Atlas Pepper Mill – Approximately $50-60 (discounted Amazon price, normally $80 or so)
Peugeot Pepper Mill – Approximately $45-60 depending on size (full retail)
Perfex Pepper Mill – Approximately $89 (full retail)

 

COMMENTS:

  1. Connie C says:

    BettyQ’s Greek peppermill would be the senior friendly one for me as the aging hand does not take to the twisting and turning movement for operation of the regular mills, but I’d love to get hold of one of Bruce’s Lim’s tiny mills which he just pushes back and forth to pepper and salt his food.

    May 20, 2014 | 5:07 am

     
  2. Footloose says:

    I have a still reliable Unicorn Magnum Plus that was recommended by Cook’s Illustrated some twenty years ago to replace a tired turned wooden one I bought in 1971.

    Did you know that the long turned wood pepper mills wielded by waiters in old fashioned restaurants are called Rubirosas. Google Rubirosa Pepper Mill to find out.

    May 20, 2014 | 6:41 am

     
  3. john paul sarabia says:

    i don’t have a pepper mill up to now coz i don’t know what is good and for many other factors- but now i know thank you.

    May 20, 2014 | 7:28 am

     
  4. Clarissa says:

    MIne is a cheap glass one with a ceramic grinder I got from Landmark. Ended up buying two cuz they were just about P150 then, and about the size of the big wooden one. Been years and still surviving. Glad I have more than gotten it’s worth. Hahaha.

    I bought kampot peppers from Cambodia on a recent trip. They smell different and taste really good. But I haven’t tried the tellicherry. :)

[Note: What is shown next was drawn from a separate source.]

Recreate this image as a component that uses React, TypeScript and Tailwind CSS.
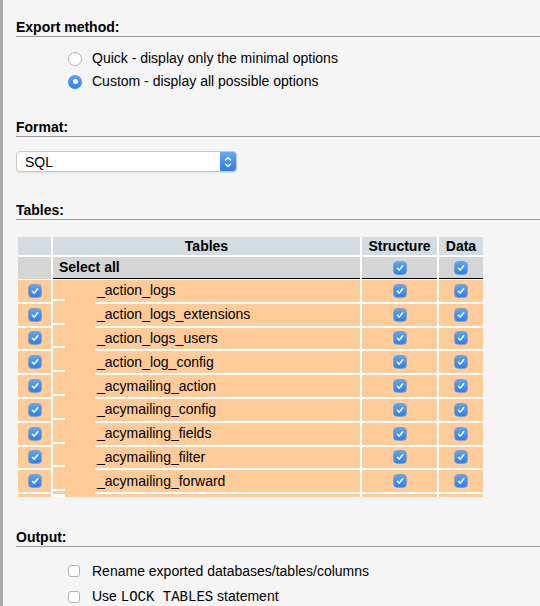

    May 20, 2014 | 7:44 am

     
  5. KK in Bermuda says:

    Peugeot Electric Pepper Mill is still the best. Been using it for more than 2 years & replaced the battery only once. It is very convenient because it can be used by just one hand & has the option to adjust the coarseness of grinding. Got it for $95 at a chef shop here in the island.

    May 20, 2014 | 7:57 am

     
  6. Connie C says:

    Ha, ha, ha, MM, there goes Footloose again. The Rubirosa legend peppered my day!

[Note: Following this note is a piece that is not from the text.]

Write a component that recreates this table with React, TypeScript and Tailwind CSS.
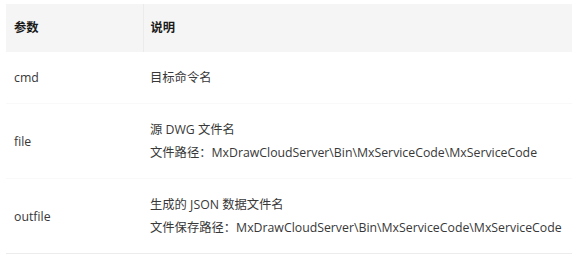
import React from 'react';

interface Row {
  name: string;
  lines: string[];
}

const rows: Row[] = [
  { name: 'cmd', lines: ['目标命令名'] },
  {
    name: 'file',
    lines: ['源 DWG 文件名', '文件路径：MxDrawCloudServer\\Bin\\MxServiceCode\\MxServiceCode'],
  },
  {
    name: 'outfile',
    lines: ['生成的 JSON 数据文件名', '文件保存路径：MxDrawCloudServer\\Bin\\MxServiceCode\\MxServiceCode'],
  },
];

export default function App() {
  return (
    <div
      className="w-[578px] h-[257px] bg-white pt-[2px] pl-[6px] text-[12.3px] text-[#383838]"
      style={{ fontFamily: '"Open Sans", "Noto Sans CJK SC", sans-serif' }}
    >
      <table className="w-[566px] border-collapse border-t border-b border-[#ececec] table-fixed">
        <colgroup>
          <col className="w-[137px]" />
          <col />
        </colgroup>
        <thead>
          <tr className="bg-[#f5f5f5] h-[49px]">
            <th className="text-left font-bold text-[#1a1a1a] px-[8px] border-r border-[#ebebeb] border-t-2 border-t-white">
              参数
            </th>
            <th className="text-left font-bold text-[#1a1a1a] px-[7px] border-t-2 border-t-white">说明</th>
          </tr>
        </thead>
        <tbody>
          {rows.map((row) => (
            <tr key={row.name} className="border-b border-[#f9f9f9] last:border-b-0">
              <td className="px-[8px] py-[14px] leading-[23px] align-middle">{row.name}</td>
              <td className="px-[7px] py-[14px] leading-[23px] align-middle whitespace-nowrap">
                {row.lines.map((line) => (
                  <div key={line}>{line}</div>
                ))}
              </td>
            </tr>
          ))}
        </tbody>
      </table>
    </div>
  );
}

    May 20, 2014 | 8:30 am

     
  7. Marketman says:

    Footloose, how in lard’s name do you remember all of this trivia? I am so amused. Laughed out loud actually.

    May 20, 2014 | 8:40 am

     
  8. Lee says:

    I googled Rubirosa and then realized that my pepper mill is a Perfex.

    May 20, 2014 | 11:01 am

     
  9. dianne says:

    “There’s something really satisfying about twisting the top of a wooden pepper mill and seeing the ground pepper pepper the food.” – yes! and the aroma, like you said. I don’t like buying ground pepper because it sometimes has this burnt smell and taste and I heard some unscrupulous producers mix in ground dried ampalaya seeds. tsk tsk…

    May 20, 2014 | 1:56 pm

     
  10. Betchay says:

    Amusing and interesting. Just finished reading Vanity Fair’s The legend of Rubirosa…what a life! thanks Footloose! :)

    May 20, 2014 | 2:43 pm

     
  11. Footloose says:

    @Lee, as I wrote above, mine is a magnum so no pepper mill envy there either.

    May 20, 2014 | 6:46 pm

     
  12. Connie C says:

    Ha! Ha! Ha! Ha! Lee and Footloose.

    May 20, 2014 | 8:31 pm

     
  13. betty q. says:

    Footloose, MM, and Lee!…don’t now if you are aware but there is a PINKY pepper mill! …not kidding! That is the name if the pepper mill!…beats your Rubirosa, Magnum!!!!

    One of these days, I would like to own a PINKY!

    May 20, 2014 | 9:04 pm

     
  14. Lee says:

    I think I overstated my previous answer. I’m just a McCormick pepper bottle with built-in grinder.

    May 20, 2014 | 11:39 pm

     
  15. Monty says:

    Footloose, we’ve also been using the Unicorn Magnum Plus based on the Cook’s Illustrated recommendation, and it does produce quite a bit of fresh pepper with every turn. The magazine though has replaced the Magnum as their best pepper mill, with the Cole & Mason as their new favorite. The new winner apparently had better precision in terms of grind size. We’ve been using the Magnum for more than a decade now (actually broke one already) and really like the rather coarse grind we get out of it.

    I just wish someone would grow Kampot peppers here.

    May 21, 2014 | 12:24 am

     
  16. Footloose says:

    Mine is going on twenty-one and will likely survive me. My only quarrel with it was it needed an under-plate to catch all the stray grounds which I solved with a Stilton Blue cheese ceramic packaging in the form of a milk jug. Having grown up in a household whose pepper mill of choice and necessity was an almirez, I am not too exacting when it comes to ground particle precision.

    May 21, 2014 | 2:45 am

     
  17. Sunny says:

    bettyq, I goggled the pinky pepper grinder and saw one on eBay for $5k. Wow!

    May 21, 2014 | 10:36 am

     
  18. Antonio Aguado says:

    Having had several pepper mills expire, I eventually have settled on 2 workhorses which have lasted: a Greek like yours set to fine grind for white pepper and a turkish of similar construction set to black coarse grind. The turkish is my favorite, easy to adjust with a smooth mechanism. Both are robust and destined to become heirlooms. There is also a similar smaller turkish coffee mill with built in receptacle, which is rarely used and grinds exceedingly fine.